--- WHAT TO PRODUCE ---
Give again, exactly as written, the lines of the records below from the line with "Clone this screenshot" to the line with "shadow-[inset_1px_1px_0_white,1px_1px_0_white] p-0 m-0';". Both end lines count; pictures do not.

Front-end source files

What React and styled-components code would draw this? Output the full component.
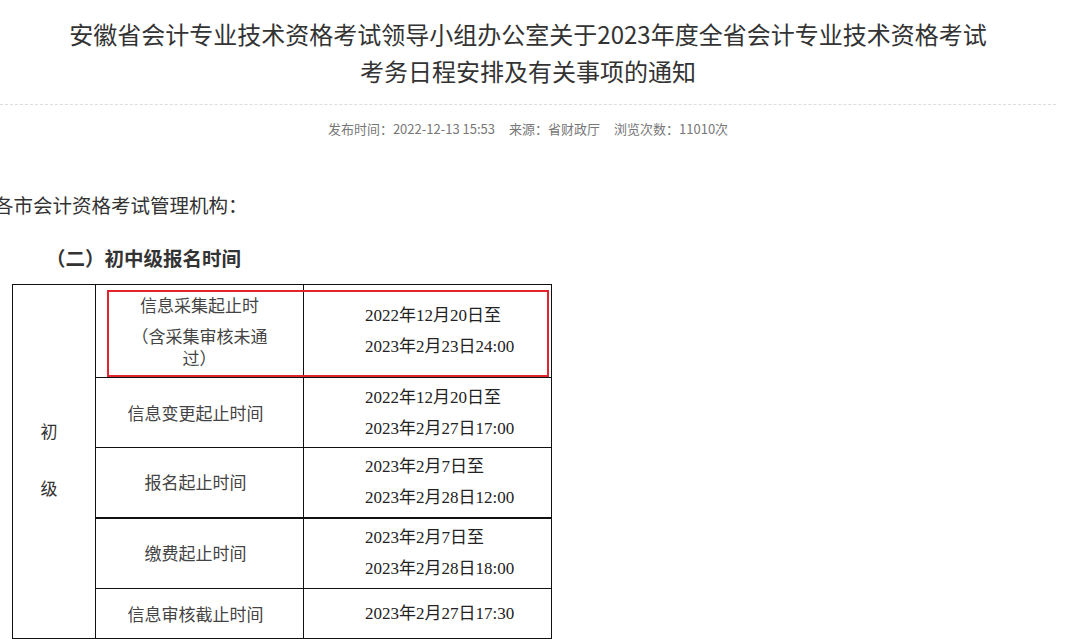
import styled, { createGlobalStyle } from "styled-components";

const GlobalStyle = createGlobalStyle`
  body {
    margin: 0;
    background: #fff;
    color: #333;
    font-family: "Noto Sans CJK SC", "Noto Sans", sans-serif;
  }
`;

const rows = [
  {
    height: 93,
    first: true,
    label: ["信息采集起止时", "（含采集审核未通过）"],
    dates: ["2022年12月20日至", "2023年2月23日24:00"],
  },
  {
    height: 70,
    label: ["信息变更起止时间"],
    dates: ["2022年12月20日至", "2023年2月27日17:00"],
  },
  {
    height: 70,
    label: ["报名起止时间"],
    dates: ["2023年2月7日至", "2023年2月28日12:00"],
  },
  {
    height: 71,
    thick: true,
    label: ["缴费起止时间"],
    dates: ["2023年2月7日至", "2023年2月28日18:00"],
  },
  {
    height: 50,
    label: ["信息审核截止时间"],
    dates: ["2023年2月27日17:30"],
  },
];

const App = () => {
  return (
    <Page>
      <GlobalStyle />
      <Header>
        <Title>
          安徽省会计专业技术资格考试领导小组办公室关于2023年度全省会计专业技术资格考试
          <br />
          考务日程安排及有关事项的通知
        </Title>
      </Header>
      <Divider />
      <Meta>
        <span>发布时间：2022-12-13 15:53</span>
        <span>来源：省财政厅</span>
        <span>浏览次数：11010次</span>
      </Meta>

      <Salutation>各市会计资格考试管理机构：</Salutation>
      <Heading>（二）初中级报名时间</Heading>

      <TableWrap>
        <Table>
          <colgroup>
            <col style={{ width: 83 }} />
            <col style={{ width: 208 }} />
            <col />
          </colgroup>
          <tbody>
            {rows.map((row, i) => (
              <Row key={i} $height={row.height} $thick={row.thick}>
                {i === 0 && (
                  <LevelCell rowSpan={rows.length}>
                    <LevelChar>初</LevelChar>
                    <LevelChar>级</LevelChar>
                  </LevelCell>
                )}
                <NameCell $first={row.first}>
                  {row.label.map((t) => (
                    <NameLine key={t}>{t}</NameLine>
                  ))}
                </NameCell>
                <DateCell>
                  {row.dates.map((t) => (
                    <DateLine key={t}>{t}</DateLine>
                  ))}
                </DateCell>
              </Row>
            ))}
          </tbody>
        </Table>
        <Highlight />
      </TableWrap>
    </Page>
  );
};

const Page = styled.div`
  width: 1056px;
  height: 639px;
  overflow: hidden;
  padding-top: 15px;
  box-sizing: border-box;
`;

const Header = styled.header`
  text-align: center;
`;

const Title = styled.h1`
  margin: 0;
  font-size: 24px;
  font-weight: 400;
  line-height: 37px;
  color: #333;
`;

const Divider = styled.hr`
  margin: 15px 0 0;
  height: 0;
  border: 0;
  border-top: 1px dashed #ddd;
`;

const Meta = styled.div`
  margin-top: 14px;
  font-size: 13px;
  line-height: 20px;
  color: #777;
  text-align: center;

  span + span {
    margin-left: 14px;
  }
`;

const Salutation = styled.p`
  margin: 52px 0 0 -6px;
  font-size: 19.5px;
  line-height: 28px;
  color: #333;
`;

const Heading = styled.h3`
  margin: 25px 0 0 46px;
  font-size: 19.5px;
  font-weight: 700;
  line-height: 28px;
  color: #333;
`;

const TableWrap = styled.div`
  position: relative;
  width: 540px;
  margin: 12px 0 0 12px;
`;

const Table = styled.table`
  width: 540px;
  border-collapse: collapse;
  table-layout: fixed;
`;

const Row = styled.tr`
  height: ${(p) => p.$height}px;

  td {
    border-top: ${(p) => (p.$thick ? "2px" : "1px")} solid #111;
  }
`;

const Cell = styled.td`
  border: 1px solid #111;
  padding: 0;
  text-align: center;
  vertical-align: middle;
`;

const LevelCell = styled(Cell)`
  padding: 0 10px 5px 0;
  font-size: 17px;
  color: #333;
`;

const LevelChar = styled.div`
  line-height: 28px;

  & + & {
    margin-top: 29px;
  }
`;

const NameCell = styled(Cell)`
  padding: ${(p) => (p.$first ? "0 32px" : "0 8px 0 0")};
  font-size: 17px;
  color: #444;
  white-space: ${(p) => (p.$first ? "normal" : "nowrap")};
`;

const NameLine = styled.div`
  line-height: 22px;

  & + & {
    margin-top: 9px;
  }
`;

const DateCell = styled(Cell)`
  padding-left: 61px;
  text-align: left;
  font-family: "Liberation Serif", "Noto Sans CJK SC", serif;
  font-size: 17px;
  color: #222;
`;

const DateLine = styled.div`
  line-height: 31px;
`;

const Highlight = styled.div`
  position: absolute;
  left: 95px;
  top: 6px;
  width: 442px;
  height: 87px;
  box-sizing: border-box;
  border: 2px solid #e3242b;
  pointer-events: none;
`;

export default App;
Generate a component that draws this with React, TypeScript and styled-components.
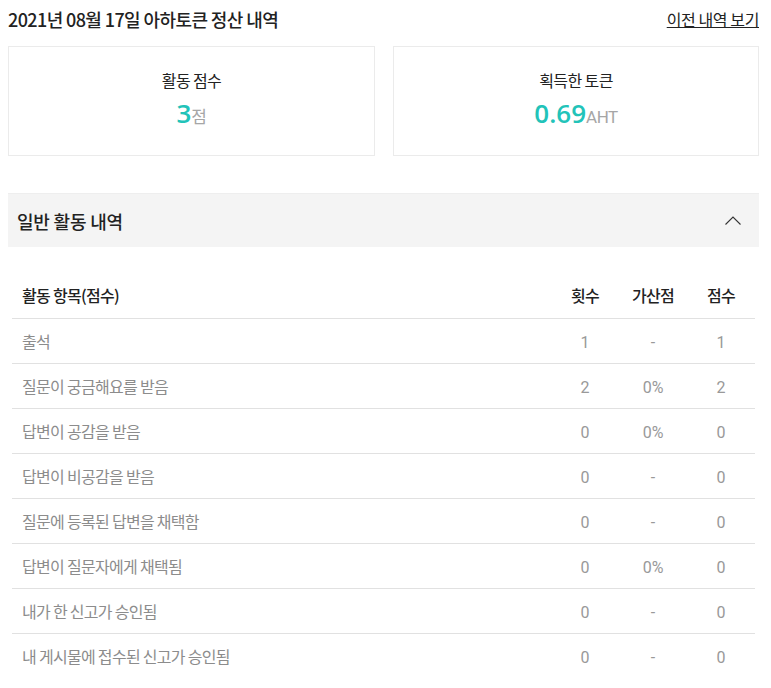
import React from "react";
import styled, { createGlobalStyle } from "styled-components";

const Global = createGlobalStyle`
  html, body { margin: 0; padding: 0; background: #fff; }
  body { font-family: "Noto Sans CJK KR", "Noto Sans", sans-serif; color: #222; }
`;

const Page = styled.div`
  width: 751px;
  margin-left: 8px;
  padding-top: 6px;
`;

const TopBar = styled.div`
  display: flex;
  justify-content: space-between;
  align-items: center;
  height: 26px;
`;

const Title = styled.h2`
  margin: 0;
  font-size: 18px;
  font-weight: 500;
  letter-spacing: -0.6px;
  color: #222;
`;

const PrevLink = styled.a`
  font-size: 16px;
  color: #222;
  text-decoration: underline;
  letter-spacing: -0.4px;
  cursor: pointer;
`;

const Cards = styled.div`
  display: grid;
  grid-template-columns: 367px 366px;
  justify-content: space-between;
  margin-top: 14px;
`;

const Card = styled.div`
  height: 110px;
  box-sizing: border-box;
  border: 1px solid #ebebeb;
  display: flex;
  flex-direction: column;
  align-items: center;
  padding-top: 22px;
`;

const CardLabel = styled.div`
  font-size: 16px;
  color: #222;
  line-height: 22px;
  letter-spacing: -0.6px;
`;

const CardValue = styled.div`
  margin-top: 6px;
  display: flex;
  align-items: baseline;
`;

const BigNum = styled.span`
  font-family: "Open Sans", "Noto Sans", sans-serif;
  font-size: 26px;
  font-weight: 600;
  color: #22c3b9;
  line-height: 32px;
`;

const Unit = styled.span`
  font-family: "Roboto", "Noto Sans CJK KR", sans-serif;
  font-size: 17px;
  color: #a6a6a6;
  letter-spacing: -0.5px;
`;

const SectionHead = styled.div`
  margin-top: 37px;
  height: 54px;
  background: #f4f4f4;
  border-top: 1px solid #eeeeee;
  box-sizing: border-box;
  display: flex;
  align-items: center;
  justify-content: space-between;
  padding: 0 18px 0 9px;
`;

const SectionTitle = styled.div`
  font-size: 18px;
  font-weight: 500;
  letter-spacing: -0.2px;
  color: #222;
`;

const Table = styled.table`
  margin: 26px 0 0 4px;
  width: 743px;
  border-collapse: collapse;
  font-size: 16px;
`;

const Th = styled.th<{ $align?: string; $w?: number }>`
  height: 45px;
  box-sizing: border-box;
  padding: 0 0 0 ${(p) => (p.$align === "left" ? "10px" : "0")};
  text-align: ${(p) => p.$align || "center"};
  font-weight: 500;
  color: #222;
  border-bottom: 1px solid #e1e1e1;
  width: ${(p) => (p.$w ? p.$w + "px" : "auto")};
  letter-spacing: -0.7px;
`;

const Td = styled.td<{ $align?: string }>`
  height: 45px;
  box-sizing: border-box;
  padding: 0 0 0 ${(p) => (p.$align === "left" ? "10px" : "0")};
  text-align: ${(p) => p.$align || "center"};
  color: #8c8c8c;
  border-bottom: 1px solid #e1e1e1;
  letter-spacing: -0.7px;
`;

const Num = styled.span`
  font-family: "Roboto", "Noto Sans", sans-serif;
  font-weight: 400;
  color: #999;
  letter-spacing: 0;
`;

const Row = styled.tr<{ $last?: boolean }>`
  & > td { border-bottom-color: ${(p) => (p.$last ? "transparent" : "#e1e1e1")}; }
`;

const rows: [string, string, string, string][] = [
  ["출석", "1", "-", "1"],
  ["질문이 궁금해요를 받음", "2", "0%", "2"],
  ["답변이 공감을 받음", "0", "0%", "0"],
  ["답변이 비공감을 받음", "0", "-", "0"],
  ["질문에 등록된 답변을 채택함", "0", "-", "0"],
  ["답변이 질문자에게 채택됨", "0", "0%", "0"],
  ["내가 한 신고가 승인됨", "0", "-", "0"],
  ["내 게시물에 접수된 신고가 승인됨", "0", "-", "0"],
];

export default function App() {
  return (
    <>
      <Global />
      <Page>
        <TopBar>
          <Title>2021년 08월 17일 아하토큰 정산 내역</Title>
          <PrevLink>이전 내역 보기</PrevLink>
        </TopBar>
        <Cards>
          <Card>
            <CardLabel>활동 점수</CardLabel>
            <CardValue>
              <BigNum>3</BigNum>
              <Unit>점</Unit>
            </CardValue>
          </Card>
          <Card>
            <CardLabel>획득한 토큰</CardLabel>
            <CardValue>
              <BigNum>0.69</BigNum>
              <Unit>AHT</Unit>
            </CardValue>
          </Card>
        </Cards>
        <SectionHead>
          <SectionTitle>일반 활동 내역</SectionTitle>
          <svg width="16" height="9" viewBox="0 0 16 9" fill="none">
            <path d="M0.5 8.5 L8 1 L15.5 8.5" stroke="#333" strokeWidth="1.1" />
          </svg>
        </SectionHead>
        <Table>
          <thead>
            <tr>
              <Th $align="left">활동 항목(점수)</Th>
              <Th $w={68}>횟수</Th>
              <Th $w={68}>가산점</Th>
              <Th $w={68}>점수</Th>
            </tr>
          </thead>
          <tbody>
            {rows.map((r, i) => (
              <Row key={i} $last={i === rows.length - 1}>
                <Td $align="left">{r[0]}</Td>
                <Td><Num>{r[1]}</Num></Td>
                <Td><Num>{r[2]}</Num></Td>
                <Td><Num>{r[3]}</Num></Td>
              </Row>
            ))}
          </tbody>
        </Table>
      </Page>
    </>
  );
}
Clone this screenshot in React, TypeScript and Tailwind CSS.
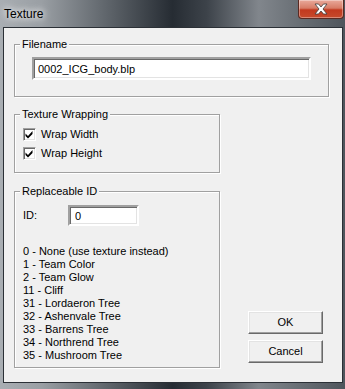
import React, { useState } from 'react';

const replaceableIds = [
  '0 - None (use texture instead)',
  '1 - Team Color',
  '2 - Team Glow',
  '11 - Cliff',
  '31 - Lordaeron Tree',
  '32 - Ashenvale Tree',
  '33 - Barrens Tree',
  '34 - Northrend Tree',
  '35 - Mushroom Tree',
];

const sunken =
  'border-2 border-t-[#a0a0a0] border-l-[#a0a0a0] border-b-white border-r-white shadow-[inset_1px_1px_0_#696969,inset_-1px_-1px_0_#e3e3e3] bg-white';

const raised =
  'border border-t-white border-l-white border-b-[#696969] border-r-[#696969] shadow-[inset_-1px_-1px_0_#a0a0a0,inset_1px_1px_0_#e3e3e3] bg-[#f0f0f0]';

const groupBox =
  'border border-[#a0a0a0] shadow-[inset_1px_1px_0_white,1px_1px_0_white] p-0 m-0';

const Checkbox: React.FC<{ label: string; checked: boolean; onToggle: () => void }> = ({ label, checked, onToggle }) => (
  <div className="flex items-center gap-[5px] h-[13px] cursor-default" onClick={onToggle}>
    <div className="w-[13px] h-[13px] border border-t-[#a0a0a0] border-l-[#a0a0a0] border-b-white border-r-white shadow-[inset_1px_1px_0_#696969,inset_-1px_-1px_0_#e3e3e3] bg-white flex items-center justify-center">
      {checked && (
        <svg width="9" height="9" viewBox="0 0 9 9">
          <path d="M0.5 3.5 L3 6 L7.5 1 L7.5 4 L3 8.5 L0.5 6 Z" fill="#000" />
        </svg>
      )}
    </div>
    <span>{label}</span>
  </div>
);

const App: React.FC = () => {
  const [wrapWidth, setWrapWidth] = useState(true);
  const [wrapHeight, setWrapHeight] = useState(true);
  const [filename, setFilename] = useState('0002_ICG_body.blp');
  const [id, setId] = useState('0');

  return (
    <div className="w-[345px] h-[389px] overflow-hidden flex flex-col bg-[linear-gradient(to_right,#a9aeb3_0%,#9a9fa4_12%,#62686e_30%,#262c33_50%,#3d434a_60%,#81868c_75%,#6a7076_86%,#4f555c_100%)] font-['Liberation_Sans',Arial,sans-serif] text-[11px] leading-[13px] text-black">
      <div className="h-[27px] flex items-start shrink-0">
        <div className="pl-[4px] pt-[7px] text-[12px] leading-[14px] [text-shadow:0_0_6px_#fff,0_0_10px_#fff]">Texture</div>
        <div className="ml-auto mr-[1px] w-[46px] h-[19px] rounded-b-[4px] border border-t-0 border-[#5a2a22] bg-[linear-gradient(to_bottom,#e9a99b_0%,#d77c66_45%,#c2391f_55%,#c64a2c_100%)] shadow-[inset_0_0_0_1px_rgba(255,255,255,0.35)] flex items-center justify-center">
          <svg width="16" height="12" viewBox="0 0 16 12">
            <path d="M2 1 L5.5 1 L8 4 L10.5 1 L14 1 L10 6 L14 11 L10.5 11 L8 8 L5.5 11 L2 11 L6 6 Z" fill="#fff" stroke="#3b3b3b" strokeWidth="0.8" />
          </svg>
        </div>
      </div>

      <div className="ml-[3px] w-[340px] h-[356px] border border-[#2b3036] bg-[#f0f0f0] pl-[10px] pt-[10px]">
        <fieldset className={`${groupBox} w-[315px]`}>
          <legend className="ml-[5px] px-[2px] bg-[#f0f0f0] leading-[13px]">Filename</legend>
          <div className="pl-[17px] pt-[6px] pb-[16px]">
            <input
              value={filename}
              onChange={e => setFilename(e.target.value)}
              className={`${sunken} w-[279px] h-[23px] px-[4px] outline-none text-[11px]`}
            />
          </div>
        </fieldset>

        <fieldset className={`${groupBox} w-[206px] mt-[11px]`}>
          <legend className="ml-[5px] px-[2px] bg-[#f0f0f0] leading-[13px]">Texture Wrapping</legend>
          <div className="pl-[8px] pt-[7px] pb-[12px] flex flex-col gap-[6px]">
            <Checkbox label="Wrap Width" checked={wrapWidth} onToggle={() => setWrapWidth(!wrapWidth)} />
            <Checkbox label="Wrap Height" checked={wrapHeight} onToggle={() => setWrapHeight(!wrapHeight)} />
          </div>
        </fieldset>

        <div className="flex items-end mt-[12px]">
          <fieldset className={`${groupBox} w-[206px]`}>
            <legend className="ml-[5px] px-[2px] bg-[#f0f0f0] leading-[13px]">Replaceable ID</legend>
            <div className="pl-[8px] pt-[7px] pb-[5px]">
              <div className="flex items-center">
                <span className="w-[45px]">ID:</span>
                <input
                  value={id}
                  onChange={e => setId(e.target.value)}
                  className={`${sunken} w-[71px] h-[21px] px-[5px] outline-none text-[11px]`}
                />
              </div>
              <div className="mt-[19px] flex flex-col">
                {replaceableIds.map(item => (
                  <div key={item}>{item}</div>
                ))}
              </div>
            </div>
          </fieldset>

          <div className="ml-[28px] mb-[5px] flex flex-col gap-[6px]">
            <button className={`${raised} w-[75px] h-[23px] text-[11px]`}>OK</button>
            <button className={`${raised} w-[75px] h-[23px] text-[11px]`}>Cancel</button>
          </div>
        </div>
      </div>
    </div>
  );
};

export default App;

--- RESULT OF THE EXERCISE ---
Clone this screenshot in React, TypeScript and Tailwind CSS.
import React, { useState } from 'react';

const replaceableIds = [
  '0 - None (use texture instead)',
  '1 - Team Color',
  '2 - Team Glow',
  '11 - Cliff',
  '31 - Lordaeron Tree',
  '32 - Ashenvale Tree',
  '33 - Barrens Tree',
  '34 - Northrend Tree',
  '35 - Mushroom Tree',
];

const sunken =
  'border-2 border-t-[#a0a0a0] border-l-[#a0a0a0] border-b-white border-r-white shadow-[inset_1px_1px_0_#696969,inset_-1px_-1px_0_#e3e3e3] bg-white';

const raised =
  'border border-t-white border-l-white border-b-[#696969] border-r-[#696969] shadow-[inset_-1px_-1px_0_#a0a0a0,inset_1px_1px_0_#e3e3e3] bg-[#f0f0f0]';

const groupBox =
  'border border-[#a0a0a0] shadow-[inset_1px_1px_0_white,1px_1px_0_white] p-0 m-0';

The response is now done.